Le vocabulaire d’un enfant bilingue n’est-il pas plus réduit que celui de ses condisciples monolingues? «Comparer un enfant bilingue à un enfant monolingue et dire qu’il a moins de vocabulaire dans l’absolu est un non-sens. Il faut comparer des choses comparables. Et tenir compte du contexte éducatif bilingue et de ses particularités. Un enfant bilingue peut avoir un vocabulaire moins important dans une de ses langues à un moment particulier parce qu’il n’a pas encore eu l’occasion d’acquérir certains mots dans le contexte particulier de pratique de cette langue.»

Avec 25 élèves en classe

Il y a 20 ans, Annick Comblain et Jean Rondal, professeur de psycholinguistique à l’ULiège, soulignaient la trop grande importance accordée à l’apprentissage de la grammaire dans l’enseignement d’une langue étrangère. Au détriment de la capacité à communiquer.

«En 20 ans, les choses ont changé et les méthodes d’enseignement scolaire des langues étrangères ont évolué vers davantage de pratique des langues et des objectifs fonctionnels de communication», reconnaît la chercheuse.

Avec un nombre moyen de 25 élèves par classe… «Si chaque élève doit s’exprimer au cours d’une période de cours, le temps passé à parler et échanger en classe est réduit à peau de chagrin», dit la Pre Comblain. «Deux minutes dans le meilleur des cas, 8 minutes sur une semaine, 3 heures sur un an, 18 heures en 6 ans. Dans ces conditions, le meilleur enseignant du monde, armé de la meilleure volonté du monde, ne peut arriver à faire acquérir une langue étrangère à un enfant! Notre enseignement des langues étrangères commence toujours trop tard et est toujours trop peu intensif.»
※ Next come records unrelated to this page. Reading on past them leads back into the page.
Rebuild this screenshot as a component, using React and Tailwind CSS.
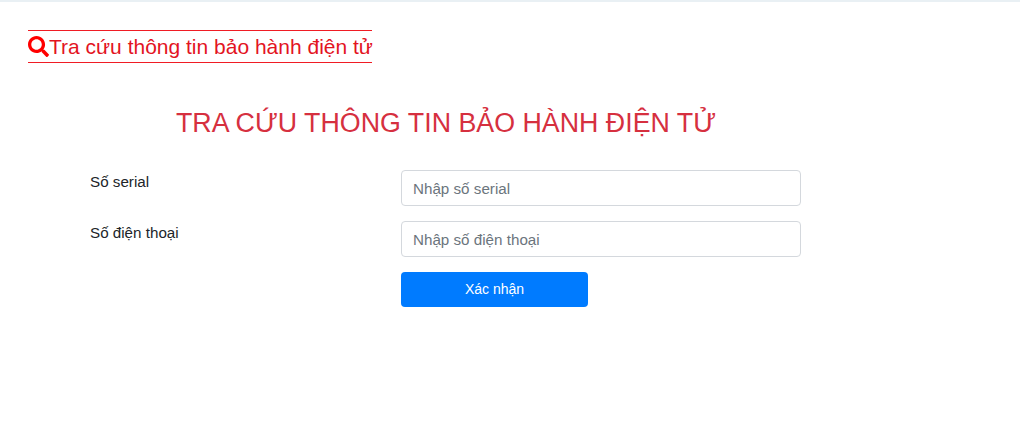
import { FaSearch } from "react-icons/fa";

function Field({ label, placeholder }) {
  return (
    <div className="flex mb-[15px]">
      <label className="w-[326px] pl-[15px] pt-[1px] text-[15.2px] leading-[21px] text-[#212529]">{label}</label>
      <input
        placeholder={placeholder}
        className="w-[400px] h-[36px] rounded-[4px] border border-[#d4d8dd] bg-white pl-[11px] pr-[12px] text-[15.2px] text-[#495057] placeholder:text-[#6c757d] outline-none"
      />
    </div>
  );
}

export default function App() {
  return (
    <div className="h-[448px] bg-white border-t-2 border-[#e9f0f4] font-['Liberation_Sans',Arial,sans-serif] overflow-hidden">
      <div className="pl-[28px] pt-[28px]">
        <div className="inline-flex items-center w-[344px] h-[33px] border-y border-[#f01c24] text-[#e3141f] text-[21px] whitespace-nowrap">
          <FaSearch size={21} className="text-[#f00] shrink-0" />
          <span>Tra cứu thông tin bảo hành điện tử</span>
        </div>
      </div>
      <h1 className="mt-[42px] ml-[176px] text-[26.8px] leading-[34px] text-[#d6303f] whitespace-nowrap">TRA CỨU THÔNG TIN BẢO HÀNH ĐIỆN TỬ</h1>
      <form className="mt-[30px] ml-[75px]">
        <Field label="Số serial" placeholder="Nhập số serial" />
        <Field label="Số điện thoại" placeholder="Nhập số điện thoại" />
        <div className="ml-[326px]">
          <button type="button" className="w-[187px] h-[35px] rounded-[4px] bg-[#007bff] text-white text-[14px]">Xác nhận</button>
        </div>
      </form>
    </div>
  );
}
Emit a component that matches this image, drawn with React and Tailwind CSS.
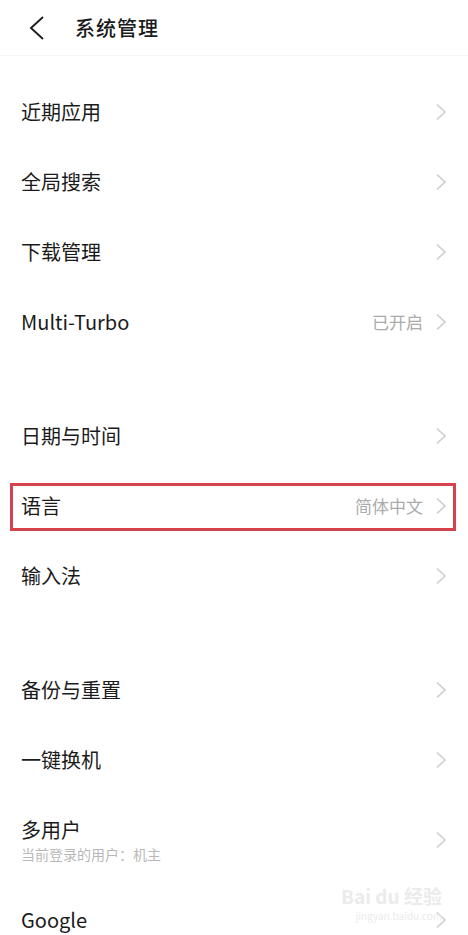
const sections = [
  [
    { label: "近期应用" },
    { label: "全局搜索" },
    { label: "下载管理" },
    { label: "Multi-Turbo", value: "已开启" },
  ],
  [
    { label: "日期与时间" },
    { label: "语言", value: "简体中文", marked: true },
    { label: "输入法" },
  ],
  [
    { label: "备份与重置" },
    { label: "一键换机" },
    { label: "多用户", sub: "当前登录的用户：机主" },
    { label: "Google" },
  ],
];

function Chevron() {
  return (
    <svg width="12" height="18" viewBox="0 0 12 18" className="shrink-0">
      <path d="M2 1.5 L10 9 L2 16.5" fill="none" stroke="#cdcdcd" strokeWidth="1.6" />
    </svg>
  );
}

function Row({ item }) {
  return (
    <div
      className={`relative flex items-center pl-[21px] pr-[21px] ${item.sub ? "h-[90px]" : "h-[70px]"}`}
    >
      {item.marked && (
        <div className="absolute left-[10px] right-[12px] top-[12px] bottom-[10px] border-[3px] border-[#d7434d]" />
      )}
      <div className="flex-1">
        <div className="text-[20px] leading-[26px] text-[#1b1b1b]">{item.label}</div>
        {item.sub && (
          <div className="mt-[2px] text-[14px] leading-[18px] text-[#b8b8b8]">{item.sub}</div>
        )}
      </div>
      {item.value && (
        <span className="mr-[12px] text-[17px] text-[#ababab]">{item.value}</span>
      )}
      <Chevron />
    </div>
  );
}

export default function App() {
  return (
    <div
      className="relative h-[935px] w-[468px] overflow-hidden bg-white"
      style={{ fontFamily: '"Noto Sans CJK SC", "Noto Sans", sans-serif' }}
    >
      <header className="flex h-[56px] items-center border-b border-[#f6f6f6]">
        <svg width="20" height="26" viewBox="0 0 20 26" className="ml-[27px]">
          <path d="M16 2 L4 13 L16 24" fill="none" stroke="#222" strokeWidth="2" />
        </svg>
        <h1 className="ml-[28px] text-[20px] font-medium tracking-[1px] text-[#1b1b1b]">系统管理</h1>
      </header>

      <main className="flex flex-col gap-[44px] pt-[21px]">
        {sections.map((rows, i) => (
          <section key={i}>
            {rows.map((item) => (
              <Row key={item.label} item={item} />
            ))}
          </section>
        ))}
      </main>

      <div className="pointer-events-none absolute right-[26px] top-[886px] flex flex-col items-end gap-[4px] text-[#ebebeb]">
        <div className="text-[19px] font-bold leading-[20px]">Bai du 经验</div>
        <div className="text-[10px] leading-[12px]">jingyan.baidu.com</div>
      </div>
    </div>
  );
}
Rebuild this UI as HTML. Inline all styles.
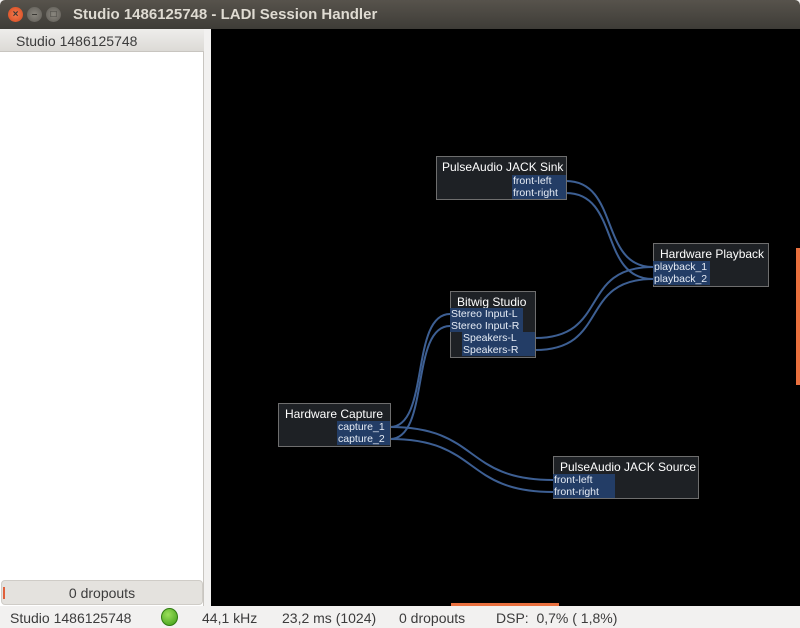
<!DOCTYPE html>
<html><head><style>
*{margin:0;padding:0;box-sizing:border-box}
body{width:800px;height:628px;background:#f2f1f0;font-family:"Liberation Sans","DejaVu Sans",sans-serif;position:relative;overflow:hidden}
.tb{position:absolute;left:0;top:0;width:800px;height:29px;background:linear-gradient(#57534c,#3e3c37);border-radius:5px 5px 0 0}
.tb .t{position:absolute;left:73px;top:6px;color:#dfdbd2;font-weight:bold;font-size:15px}
.btn{position:absolute;top:7px;width:15px;height:15px;border-radius:50%;color:#3a3834;font-size:10px;line-height:15px;text-align:center;font-weight:bold}
.side{position:absolute;left:0;top:29px;width:204px;height:577px;background:#fff;border-right:1px solid #c8c5c0}
.sh{position:absolute;left:0;top:0;width:204px;height:23px;background:linear-gradient(#eeedeb,#dcdad6);border-bottom:1px solid #c8c5c0;font-size:14px;color:#3c3c3c;padding:4px 0 0 16px}
.drop{position:absolute;left:1px;top:551px;width:202px;height:25px;background:#e4e2de;border:1px solid #cfccc7;border-radius:4px;text-align:center;font-size:14px;color:#3c3c3c;padding-top:4px}
.canvas{position:absolute;left:211px;top:29px;width:589px;height:577px;background:#000}
.status{position:absolute;top:610px;font-size:14px;color:#3c3c3c}
.n{position:absolute;background:#1e2125;border:1px solid #6e6e6e;color:#fff;font-size:12px}
.n .h{position:absolute;top:3px;white-space:nowrap}
.p{position:absolute;height:12px;background:#233d66;color:#e6ecf5;font-size:10.5px;line-height:12px;padding-left:1px;white-space:nowrap}
</style></head><body>
<div class="tb">
<div class="btn" style="left:8px;background:radial-gradient(#f47a4e,#d4491f)">×</div>
<div class="btn" style="left:27px;background:radial-gradient(#8a877f,#5e5b55)">–</div>
<div class="btn" style="left:46px;background:radial-gradient(#8a877f,#5e5b55)">□</div>
<div class="t">Studio 1486125748 - LADI Session Handler</div>
</div>
<div class="side"><div class="sh">Studio 1486125748</div>
<div class="drop"><span style="position:absolute;left:1px;top:6px;width:2px;height:12px;background:#e0603a"></span>0 dropouts</div></div>
<div class="canvas"></div>
<svg style="position:absolute;left:0;top:0" width="800" height="628">
<g fill="none" stroke="#3d5f93" stroke-width="2">
<path d="M390 427 C430 427 410 314 450 314"/>
<path d="M390 439 C430 439 410 326 450 326"/>
<path d="M390 427 C480 427 463 480 553 480"/>
<path d="M390 439 C480 439 463 492 553 492"/>
<path d="M535 338 C610 338 578 267 653 267"/>
<path d="M535 350 C610 350 578 279 653 279"/>
<path d="M566 181 C620 181 599 267 653 267"/>
<path d="M566 193 C620 193 599 279 653 279"/>
</g>
<rect x="796" y="248" width="4" height="137" fill="#e9703f"/>
<rect x="451" y="603" width="108" height="3" fill="#e9703f"/>
</svg>
<div class="n" style="left:436px;top:156px;width:131px;height:44px"><div class="h" style="left:5px">PulseAudio JACK Sink</div>
<div class="p" style="left:75px;top:18px;width:54px">front-left</div><div class="p" style="left:75px;top:30px;width:54px">front-right</div></div>
<div class="n" style="left:653px;top:243px;width:116px;height:44px"><div class="h" style="left:6px">Hardware Playback</div>
<div class="p" style="left:-1px;top:17px;width:57px">playback_1</div><div class="p" style="left:-1px;top:29px;width:57px">playback_2</div></div>
<div class="n" style="left:450px;top:291px;width:86px;height:67px"><div class="h" style="left:6px">Bitwig Studio</div>
<div class="p" style="left:-1px;top:16px;width:73px">Stereo Input-L</div><div class="p" style="left:-1px;top:28px;width:73px">Stereo Input-R</div>
<div class="p" style="left:11px;top:40px;width:73px">Speakers-L</div><div class="p" style="left:11px;top:52px;width:73px">Speakers-R</div></div>
<div class="n" style="left:278px;top:403px;width:113px;height:44px"><div class="h" style="left:6px">Hardware Capture</div>
<div class="p" style="left:58px;top:17px;width:53px">capture_1</div><div class="p" style="left:58px;top:29px;width:53px">capture_2</div></div>
<div class="n" style="left:553px;top:456px;width:146px;height:43px"><div class="h" style="left:6px">PulseAudio JACK Source</div>
<div class="p" style="left:-1px;top:17px;width:62px">front-left</div><div class="p" style="left:-1px;top:29px;width:62px">front-right</div></div>
<div class="status" style="left:10px">Studio 1486125748</div>
<div style="position:absolute;left:161px;top:608px;width:17px;height:18px;border-radius:50%;background:radial-gradient(circle at 40% 35%,#9be05a,#3c9a14);border:1px solid #2f7a10"></div>
<div class="status" style="left:202px">44,1 kHz</div>
<div class="status" style="left:282px">23,2 ms (1024)</div>
<div class="status" style="left:399px">0 dropouts</div>
<div class="status" style="left:496px">DSP:&nbsp; 0,7% (&nbsp;1,8%)</div>
</body></html>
L’enseignement bilingue se pose en alternative. L’immersion linguistique en est la forme la plus connue et la plus largement répandue en Belgique francophone. Avec une partie des cours dans une langue seconde. Selon la chercheuse, «avant de prendre toute décision qui hypothéquerait l’avenir de l’enfant, il est utile de se poser les bonnes questions sur d’une part, les motivations d’inscrire l’enfant dans un enseignement bilingue. Et d’autre part, l’impact que l’abandon forcé d’une langue aura sur l’enfant.»